▸ Work to be completed:
Copy out every line in the entries below that includes "index".

▸ Records for this exercise:
= = = = =

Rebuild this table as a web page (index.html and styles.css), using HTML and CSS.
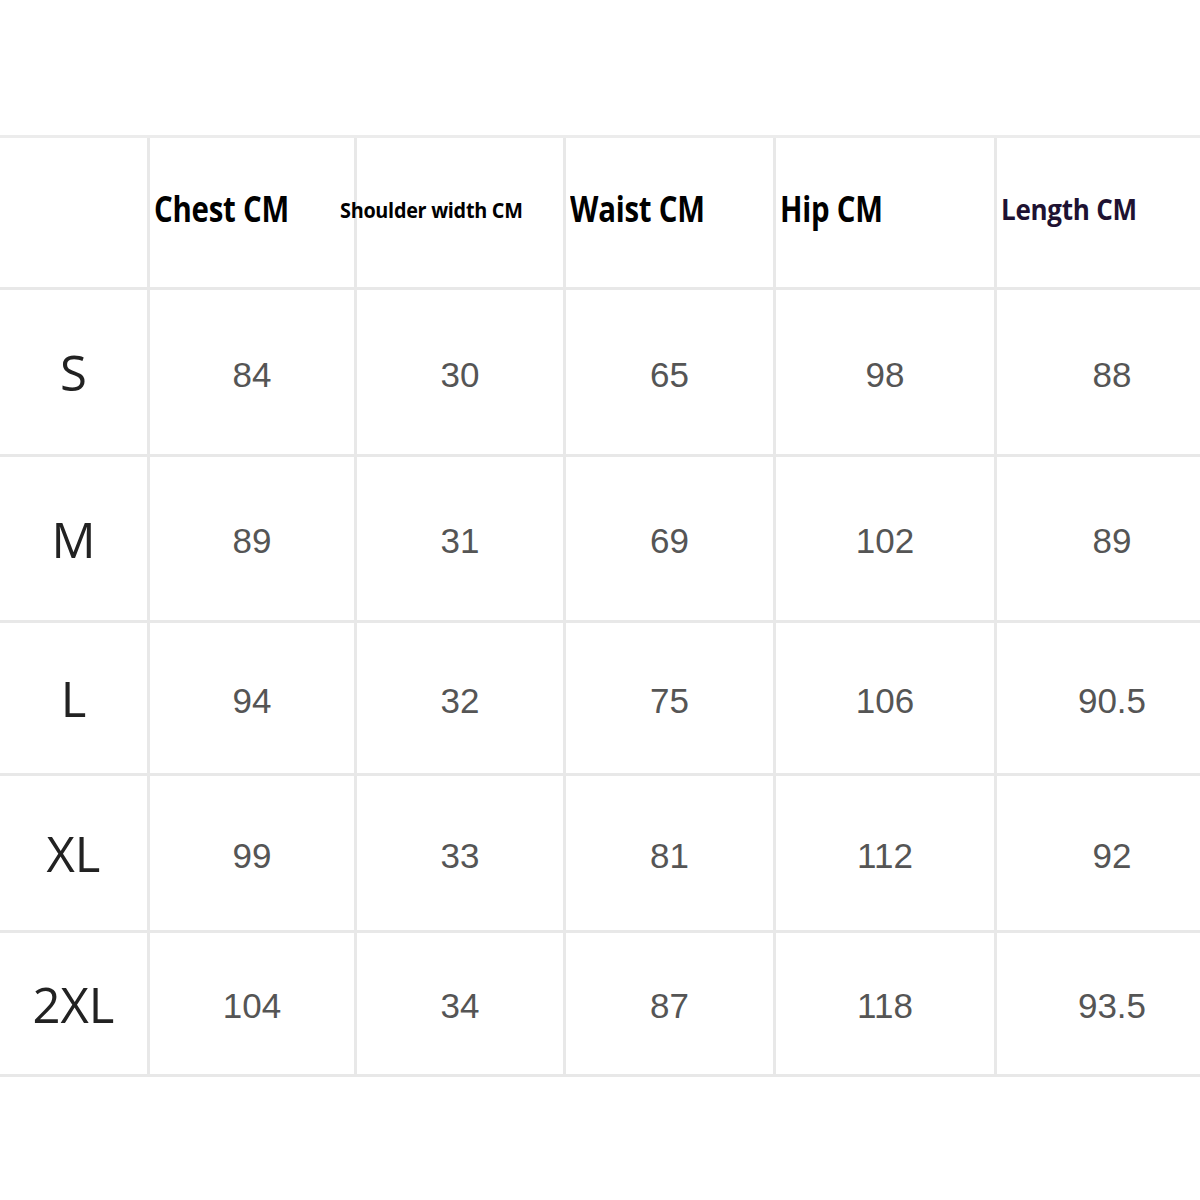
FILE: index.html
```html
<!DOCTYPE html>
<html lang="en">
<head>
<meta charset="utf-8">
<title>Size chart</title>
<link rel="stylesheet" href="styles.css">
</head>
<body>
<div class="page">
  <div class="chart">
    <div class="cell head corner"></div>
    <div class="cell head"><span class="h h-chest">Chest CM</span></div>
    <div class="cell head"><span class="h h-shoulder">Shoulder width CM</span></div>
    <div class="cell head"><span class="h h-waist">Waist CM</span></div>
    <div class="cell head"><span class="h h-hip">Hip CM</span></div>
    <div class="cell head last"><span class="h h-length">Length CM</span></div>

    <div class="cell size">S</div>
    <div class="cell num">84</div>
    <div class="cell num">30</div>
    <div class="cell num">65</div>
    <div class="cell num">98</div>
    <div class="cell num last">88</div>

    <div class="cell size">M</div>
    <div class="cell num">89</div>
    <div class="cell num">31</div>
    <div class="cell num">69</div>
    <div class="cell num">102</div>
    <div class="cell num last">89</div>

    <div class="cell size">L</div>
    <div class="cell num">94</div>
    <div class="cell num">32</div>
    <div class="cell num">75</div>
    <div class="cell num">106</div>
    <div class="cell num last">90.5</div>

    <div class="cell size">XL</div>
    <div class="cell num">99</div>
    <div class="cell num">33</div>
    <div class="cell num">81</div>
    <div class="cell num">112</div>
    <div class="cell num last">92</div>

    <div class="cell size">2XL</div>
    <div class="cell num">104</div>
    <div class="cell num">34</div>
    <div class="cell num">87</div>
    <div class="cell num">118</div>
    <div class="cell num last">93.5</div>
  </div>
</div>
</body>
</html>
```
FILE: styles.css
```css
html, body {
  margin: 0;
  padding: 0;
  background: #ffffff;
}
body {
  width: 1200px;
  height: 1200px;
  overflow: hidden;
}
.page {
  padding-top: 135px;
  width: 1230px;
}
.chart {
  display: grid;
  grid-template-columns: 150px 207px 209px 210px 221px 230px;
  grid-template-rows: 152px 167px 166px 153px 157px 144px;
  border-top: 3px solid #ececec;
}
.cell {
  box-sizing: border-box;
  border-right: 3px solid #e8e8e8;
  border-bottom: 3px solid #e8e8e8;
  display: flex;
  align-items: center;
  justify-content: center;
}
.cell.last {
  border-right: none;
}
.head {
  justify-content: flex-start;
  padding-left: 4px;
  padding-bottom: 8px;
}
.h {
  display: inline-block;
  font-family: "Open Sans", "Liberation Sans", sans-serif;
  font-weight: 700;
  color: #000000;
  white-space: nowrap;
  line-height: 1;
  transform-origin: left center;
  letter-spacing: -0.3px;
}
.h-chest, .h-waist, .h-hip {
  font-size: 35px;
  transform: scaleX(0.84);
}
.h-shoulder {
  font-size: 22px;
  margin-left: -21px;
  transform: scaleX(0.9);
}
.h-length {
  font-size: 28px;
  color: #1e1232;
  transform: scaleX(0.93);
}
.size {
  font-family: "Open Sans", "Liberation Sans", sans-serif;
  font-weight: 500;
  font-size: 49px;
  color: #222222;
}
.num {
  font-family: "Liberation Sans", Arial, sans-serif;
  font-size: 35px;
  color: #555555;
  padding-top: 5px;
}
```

= = = = =

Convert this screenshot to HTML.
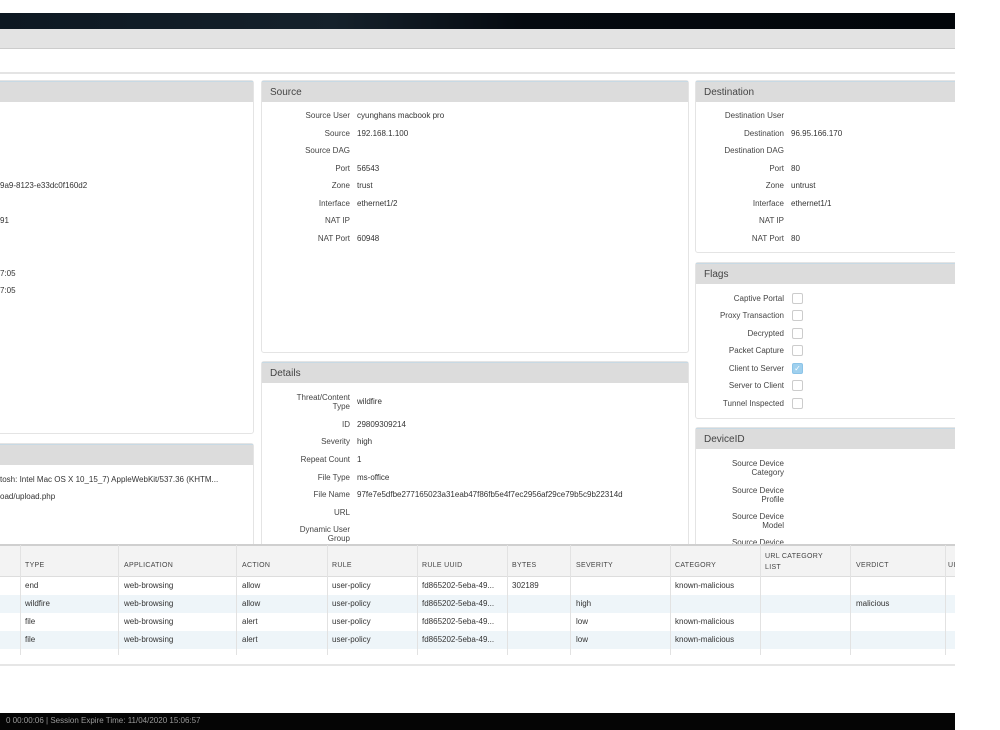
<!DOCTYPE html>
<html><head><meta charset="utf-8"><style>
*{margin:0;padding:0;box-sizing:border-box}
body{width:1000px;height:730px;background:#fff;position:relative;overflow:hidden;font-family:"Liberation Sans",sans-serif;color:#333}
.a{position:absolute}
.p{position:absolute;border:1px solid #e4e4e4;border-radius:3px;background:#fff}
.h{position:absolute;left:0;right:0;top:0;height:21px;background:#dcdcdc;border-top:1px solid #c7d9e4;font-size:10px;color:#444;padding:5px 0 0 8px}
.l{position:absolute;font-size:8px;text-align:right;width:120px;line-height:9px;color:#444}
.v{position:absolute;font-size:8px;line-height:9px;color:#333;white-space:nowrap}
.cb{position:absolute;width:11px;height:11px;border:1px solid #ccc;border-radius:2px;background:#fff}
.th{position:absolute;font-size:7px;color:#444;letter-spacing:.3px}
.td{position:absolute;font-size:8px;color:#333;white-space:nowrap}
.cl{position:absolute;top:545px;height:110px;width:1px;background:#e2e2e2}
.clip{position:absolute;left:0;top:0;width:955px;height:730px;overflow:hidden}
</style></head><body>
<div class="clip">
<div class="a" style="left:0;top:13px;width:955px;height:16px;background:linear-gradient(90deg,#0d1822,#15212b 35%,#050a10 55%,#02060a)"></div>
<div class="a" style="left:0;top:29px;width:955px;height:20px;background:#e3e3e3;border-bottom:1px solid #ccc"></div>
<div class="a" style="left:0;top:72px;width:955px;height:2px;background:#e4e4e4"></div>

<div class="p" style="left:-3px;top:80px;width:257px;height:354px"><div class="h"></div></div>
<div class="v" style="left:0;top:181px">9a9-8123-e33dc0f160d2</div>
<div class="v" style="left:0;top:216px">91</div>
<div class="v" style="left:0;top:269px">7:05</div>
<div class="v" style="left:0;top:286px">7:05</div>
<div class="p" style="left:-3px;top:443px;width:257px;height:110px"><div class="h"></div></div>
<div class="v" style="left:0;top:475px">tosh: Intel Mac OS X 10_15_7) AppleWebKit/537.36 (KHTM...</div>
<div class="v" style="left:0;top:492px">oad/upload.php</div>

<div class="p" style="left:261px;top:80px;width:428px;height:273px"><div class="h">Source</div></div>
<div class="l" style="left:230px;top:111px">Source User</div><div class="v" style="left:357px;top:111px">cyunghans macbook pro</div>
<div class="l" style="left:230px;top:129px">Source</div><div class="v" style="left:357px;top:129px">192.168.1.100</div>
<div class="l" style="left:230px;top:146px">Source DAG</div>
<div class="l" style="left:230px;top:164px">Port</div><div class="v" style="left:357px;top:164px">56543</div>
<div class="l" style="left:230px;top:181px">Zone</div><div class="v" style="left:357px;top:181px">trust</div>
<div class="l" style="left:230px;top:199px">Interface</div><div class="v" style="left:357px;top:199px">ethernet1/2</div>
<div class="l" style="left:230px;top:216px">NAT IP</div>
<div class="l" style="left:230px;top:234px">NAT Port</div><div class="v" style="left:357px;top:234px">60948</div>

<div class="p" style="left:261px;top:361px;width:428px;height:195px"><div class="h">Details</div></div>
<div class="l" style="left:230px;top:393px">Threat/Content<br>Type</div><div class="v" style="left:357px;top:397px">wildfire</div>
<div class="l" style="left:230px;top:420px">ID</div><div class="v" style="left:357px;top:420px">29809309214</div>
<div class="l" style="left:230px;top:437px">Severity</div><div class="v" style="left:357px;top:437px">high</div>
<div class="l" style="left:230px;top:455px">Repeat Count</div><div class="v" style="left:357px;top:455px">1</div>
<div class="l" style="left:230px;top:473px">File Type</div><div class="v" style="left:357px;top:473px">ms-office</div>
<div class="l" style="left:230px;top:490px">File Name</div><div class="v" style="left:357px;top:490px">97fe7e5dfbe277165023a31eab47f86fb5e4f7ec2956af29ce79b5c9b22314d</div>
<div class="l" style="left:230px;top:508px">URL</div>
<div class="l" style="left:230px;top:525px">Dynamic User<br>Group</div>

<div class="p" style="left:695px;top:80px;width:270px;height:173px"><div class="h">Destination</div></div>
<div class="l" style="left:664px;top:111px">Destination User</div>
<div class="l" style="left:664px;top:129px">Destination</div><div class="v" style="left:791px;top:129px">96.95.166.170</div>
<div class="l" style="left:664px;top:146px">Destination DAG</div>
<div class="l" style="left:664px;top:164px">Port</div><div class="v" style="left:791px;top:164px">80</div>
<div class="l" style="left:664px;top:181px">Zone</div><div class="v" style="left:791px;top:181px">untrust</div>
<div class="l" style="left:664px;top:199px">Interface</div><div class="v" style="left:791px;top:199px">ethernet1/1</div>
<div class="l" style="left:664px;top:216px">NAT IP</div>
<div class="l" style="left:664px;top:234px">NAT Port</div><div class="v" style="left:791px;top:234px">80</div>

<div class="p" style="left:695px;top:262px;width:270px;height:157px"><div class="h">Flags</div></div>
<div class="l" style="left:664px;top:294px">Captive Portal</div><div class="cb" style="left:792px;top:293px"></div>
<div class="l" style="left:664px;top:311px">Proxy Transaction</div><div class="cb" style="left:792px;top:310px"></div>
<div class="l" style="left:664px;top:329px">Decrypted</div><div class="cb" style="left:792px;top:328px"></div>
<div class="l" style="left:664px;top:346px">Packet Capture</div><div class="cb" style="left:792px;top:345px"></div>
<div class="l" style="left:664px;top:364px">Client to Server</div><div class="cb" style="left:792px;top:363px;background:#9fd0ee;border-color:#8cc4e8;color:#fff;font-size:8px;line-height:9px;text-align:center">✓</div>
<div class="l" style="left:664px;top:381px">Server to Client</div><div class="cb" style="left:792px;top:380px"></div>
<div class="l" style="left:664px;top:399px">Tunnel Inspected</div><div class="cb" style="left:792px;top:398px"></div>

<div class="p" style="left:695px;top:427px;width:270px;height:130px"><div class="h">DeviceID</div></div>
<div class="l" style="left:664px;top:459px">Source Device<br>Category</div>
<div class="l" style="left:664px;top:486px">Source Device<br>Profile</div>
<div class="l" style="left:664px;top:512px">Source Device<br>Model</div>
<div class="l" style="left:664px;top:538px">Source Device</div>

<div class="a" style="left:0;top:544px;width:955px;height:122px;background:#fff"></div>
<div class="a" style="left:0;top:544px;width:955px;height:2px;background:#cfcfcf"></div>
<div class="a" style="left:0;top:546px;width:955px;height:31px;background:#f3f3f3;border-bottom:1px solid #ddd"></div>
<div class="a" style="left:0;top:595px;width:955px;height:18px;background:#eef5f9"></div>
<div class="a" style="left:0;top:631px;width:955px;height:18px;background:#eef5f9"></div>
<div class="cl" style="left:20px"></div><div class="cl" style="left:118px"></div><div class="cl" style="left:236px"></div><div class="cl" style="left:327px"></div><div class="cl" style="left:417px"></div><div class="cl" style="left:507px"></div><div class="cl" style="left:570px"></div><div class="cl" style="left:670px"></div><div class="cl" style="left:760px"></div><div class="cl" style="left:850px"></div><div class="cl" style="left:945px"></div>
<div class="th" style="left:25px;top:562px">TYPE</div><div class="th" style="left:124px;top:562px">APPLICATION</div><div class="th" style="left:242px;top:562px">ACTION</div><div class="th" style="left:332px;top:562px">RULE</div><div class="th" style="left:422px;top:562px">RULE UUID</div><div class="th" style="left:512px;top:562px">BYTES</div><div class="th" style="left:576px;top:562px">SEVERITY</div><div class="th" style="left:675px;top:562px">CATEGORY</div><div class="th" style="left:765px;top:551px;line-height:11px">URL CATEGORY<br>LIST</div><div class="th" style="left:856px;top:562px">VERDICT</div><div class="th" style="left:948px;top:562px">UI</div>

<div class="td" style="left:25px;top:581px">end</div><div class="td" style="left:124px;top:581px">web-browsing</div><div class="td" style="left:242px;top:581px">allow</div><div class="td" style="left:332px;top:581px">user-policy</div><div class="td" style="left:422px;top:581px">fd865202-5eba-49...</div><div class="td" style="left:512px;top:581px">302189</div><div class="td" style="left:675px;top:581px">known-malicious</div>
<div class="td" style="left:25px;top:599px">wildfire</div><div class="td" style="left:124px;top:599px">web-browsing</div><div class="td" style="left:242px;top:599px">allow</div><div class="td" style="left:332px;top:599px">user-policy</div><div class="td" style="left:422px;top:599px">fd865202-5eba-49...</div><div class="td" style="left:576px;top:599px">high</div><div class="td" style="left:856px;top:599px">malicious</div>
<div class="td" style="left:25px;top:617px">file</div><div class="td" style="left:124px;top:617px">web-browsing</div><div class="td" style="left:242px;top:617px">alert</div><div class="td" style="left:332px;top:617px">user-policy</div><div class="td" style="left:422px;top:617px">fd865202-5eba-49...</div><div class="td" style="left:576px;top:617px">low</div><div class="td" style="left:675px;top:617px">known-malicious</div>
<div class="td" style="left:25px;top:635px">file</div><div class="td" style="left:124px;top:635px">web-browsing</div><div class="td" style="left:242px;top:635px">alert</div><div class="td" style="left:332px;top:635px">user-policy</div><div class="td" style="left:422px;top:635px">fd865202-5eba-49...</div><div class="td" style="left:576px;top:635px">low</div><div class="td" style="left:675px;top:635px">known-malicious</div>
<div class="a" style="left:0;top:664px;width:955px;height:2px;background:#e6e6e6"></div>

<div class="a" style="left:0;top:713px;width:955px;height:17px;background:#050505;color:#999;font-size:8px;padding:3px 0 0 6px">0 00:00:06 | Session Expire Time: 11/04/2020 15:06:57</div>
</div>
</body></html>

= = = = =

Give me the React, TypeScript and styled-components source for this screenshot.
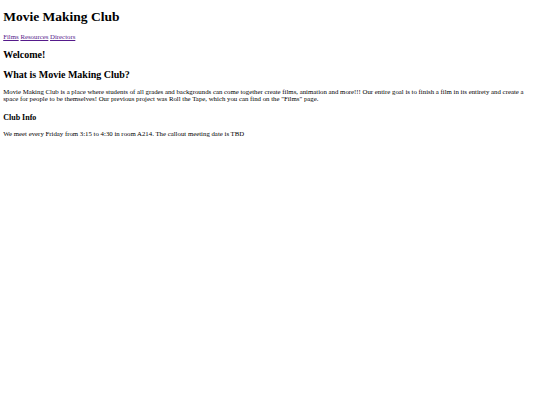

= = = = =

▸ Written response:
Rebuild this table as a web page (index.html and styles.css), using HTML and CSS.
FILE: index.html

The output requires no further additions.